EXERCISE DIRECTIONS: Print all the data, keeping every line exactly as it is.

________________

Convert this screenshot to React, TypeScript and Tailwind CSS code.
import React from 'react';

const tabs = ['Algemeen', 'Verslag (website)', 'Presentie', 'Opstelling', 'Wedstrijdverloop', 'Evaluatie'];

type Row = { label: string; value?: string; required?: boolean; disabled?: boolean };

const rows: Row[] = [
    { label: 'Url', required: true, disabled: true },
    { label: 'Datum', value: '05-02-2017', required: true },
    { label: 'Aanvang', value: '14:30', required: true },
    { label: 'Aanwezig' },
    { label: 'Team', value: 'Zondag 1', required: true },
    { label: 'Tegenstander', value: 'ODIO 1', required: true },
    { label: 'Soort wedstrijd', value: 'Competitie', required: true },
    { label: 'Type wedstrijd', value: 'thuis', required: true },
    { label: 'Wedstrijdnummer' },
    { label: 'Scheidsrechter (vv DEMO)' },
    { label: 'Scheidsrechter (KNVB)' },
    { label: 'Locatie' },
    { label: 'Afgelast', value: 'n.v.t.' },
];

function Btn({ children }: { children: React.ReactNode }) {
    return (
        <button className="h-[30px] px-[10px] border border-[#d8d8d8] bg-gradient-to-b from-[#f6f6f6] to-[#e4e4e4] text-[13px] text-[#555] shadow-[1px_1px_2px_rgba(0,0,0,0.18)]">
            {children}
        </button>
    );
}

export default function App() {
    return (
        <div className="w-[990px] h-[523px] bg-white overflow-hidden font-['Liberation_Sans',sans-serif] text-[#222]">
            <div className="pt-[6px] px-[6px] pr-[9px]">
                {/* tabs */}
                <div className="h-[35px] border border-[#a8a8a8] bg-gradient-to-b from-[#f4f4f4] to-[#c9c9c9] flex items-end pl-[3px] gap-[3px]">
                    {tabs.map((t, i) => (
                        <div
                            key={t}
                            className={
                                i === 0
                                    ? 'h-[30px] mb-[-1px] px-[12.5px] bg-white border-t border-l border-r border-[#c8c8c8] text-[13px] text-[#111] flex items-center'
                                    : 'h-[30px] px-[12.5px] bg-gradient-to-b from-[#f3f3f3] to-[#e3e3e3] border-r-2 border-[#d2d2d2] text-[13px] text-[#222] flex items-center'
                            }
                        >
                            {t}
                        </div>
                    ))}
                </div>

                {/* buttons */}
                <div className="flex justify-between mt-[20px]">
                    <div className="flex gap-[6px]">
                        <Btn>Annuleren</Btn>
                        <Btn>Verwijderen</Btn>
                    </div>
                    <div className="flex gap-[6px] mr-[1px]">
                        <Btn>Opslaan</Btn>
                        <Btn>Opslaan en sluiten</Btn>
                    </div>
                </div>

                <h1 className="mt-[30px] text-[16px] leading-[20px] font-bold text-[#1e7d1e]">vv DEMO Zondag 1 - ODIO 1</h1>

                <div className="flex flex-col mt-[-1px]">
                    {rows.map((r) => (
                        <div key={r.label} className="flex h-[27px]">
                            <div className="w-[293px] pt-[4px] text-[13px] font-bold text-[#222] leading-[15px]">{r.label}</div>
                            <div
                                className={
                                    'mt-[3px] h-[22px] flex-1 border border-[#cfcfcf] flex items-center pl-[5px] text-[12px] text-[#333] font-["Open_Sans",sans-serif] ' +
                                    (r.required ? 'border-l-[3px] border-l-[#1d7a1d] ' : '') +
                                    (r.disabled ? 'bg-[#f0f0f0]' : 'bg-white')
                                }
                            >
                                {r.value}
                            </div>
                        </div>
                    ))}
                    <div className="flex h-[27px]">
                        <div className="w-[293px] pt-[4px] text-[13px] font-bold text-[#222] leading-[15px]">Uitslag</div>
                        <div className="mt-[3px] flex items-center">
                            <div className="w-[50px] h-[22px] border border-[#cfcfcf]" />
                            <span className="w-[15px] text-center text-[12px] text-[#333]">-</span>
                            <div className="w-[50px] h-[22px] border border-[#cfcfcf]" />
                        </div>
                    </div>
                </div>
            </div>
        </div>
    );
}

________________

RESPONSE TO THE TASK:
Convert this screenshot to React, TypeScript and Tailwind CSS code.
import React from 'react';

const tabs = ['Algemeen', 'Verslag (website)', 'Presentie', 'Opstelling', 'Wedstrijdverloop', 'Evaluatie'];

type Row = { label: string; value?: string; required?: boolean; disabled?: boolean };

const rows: Row[] = [
    { label: 'Url', required: true, disabled: true },
    { label: 'Datum', value: '05-02-2017', required: true },
    { label: 'Aanvang', value: '14:30', required: true },
    { label: 'Aanwezig' },
    { label: 'Team', value: 'Zondag 1', required: true },
    { label: 'Tegenstander', value: 'ODIO 1', required: true },
    { label: 'Soort wedstrijd', value: 'Competitie', required: true },
    { label: 'Type wedstrijd', value: 'thuis', required: true },
    { label: 'Wedstrijdnummer' },
    { label: 'Scheidsrechter (vv DEMO)' },
    { label: 'Scheidsrechter (KNVB)' },
    { label: 'Locatie' },
    { label: 'Afgelast', value: 'n.v.t.' },
];

function Btn({ children }: { children: React.ReactNode }) {
    return (
        <button className="h-[30px] px-[10px] border border-[#d8d8d8] bg-gradient-to-b from-[#f6f6f6] to-[#e4e4e4] text-[13px] text-[#555] shadow-[1px_1px_2px_rgba(0,0,0,0.18)]">
            {children}
        </button>
    );
}

export default function App() {
    return (
        <div className="w-[990px] h-[523px] bg-white overflow-hidden font-['Liberation_Sans',sans-serif] text-[#222]">
            <div className="pt-[6px] px-[6px] pr-[9px]">
                {/* tabs */}
                <div className="h-[35px] border border-[#a8a8a8] bg-gradient-to-b from-[#f4f4f4] to-[#c9c9c9] flex items-end pl-[3px] gap-[3px]">
                    {tabs.map((t, i) => (
                        <div
                            key={t}
                            className={
                                i === 0
                                    ? 'h-[30px] mb-[-1px] px-[12.5px] bg-white border-t border-l border-r border-[#c8c8c8] text-[13px] text-[#111] flex items-center'
                                    : 'h-[30px] px-[12.5px] bg-gradient-to-b from-[#f3f3f3] to-[#e3e3e3] border-r-2 border-[#d2d2d2] text-[13px] text-[#222] flex items-center'
                            }
                        >
                            {t}
                        </div>
                    ))}
                </div>

                {/* buttons */}
                <div className="flex justify-between mt-[20px]">
                    <div className="flex gap-[6px]">
                        <Btn>Annuleren</Btn>
                        <Btn>Verwijderen</Btn>
                    </div>
                    <div className="flex gap-[6px] mr-[1px]">
                        <Btn>Opslaan</Btn>
                        <Btn>Opslaan en sluiten</Btn>
                    </div>
                </div>

                <h1 className="mt-[30px] text-[16px] leading-[20px] font-bold text-[#1e7d1e]">vv DEMO Zondag 1 - ODIO 1</h1>

                <div className="flex flex-col mt-[-1px]">
                    {rows.map((r) => (
                        <div key={r.label} className="flex h-[27px]">
                            <div className="w-[293px] pt-[4px] text-[13px] font-bold text-[#222] leading-[15px]">{r.label}</div>
                            <div
                                className={
                                    'mt-[3px] h-[22px] flex-1 border border-[#cfcfcf] flex items-center pl-[5px] text-[12px] text-[#333] font-["Open_Sans",sans-serif] ' +
                                    (r.required ? 'border-l-[3px] border-l-[#1d7a1d] ' : '') +
                                    (r.disabled ? 'bg-[#f0f0f0]' : 'bg-white')
                                }
                            >
                                {r.value}
                            </div>
                        </div>
                    ))}
                    <div className="flex h-[27px]">
                        <div className="w-[293px] pt-[4px] text-[13px] font-bold text-[#222] leading-[15px]">Uitslag</div>
                        <div className="mt-[3px] flex items-center">
                            <div className="w-[50px] h-[22px] border border-[#cfcfcf]" />
                            <span className="w-[15px] text-center text-[12px] text-[#333]">-</span>
                            <div className="w-[50px] h-[22px] border border-[#cfcfcf]" />
                        </div>
                    </div>
                </div>
            </div>
        </div>
    );
}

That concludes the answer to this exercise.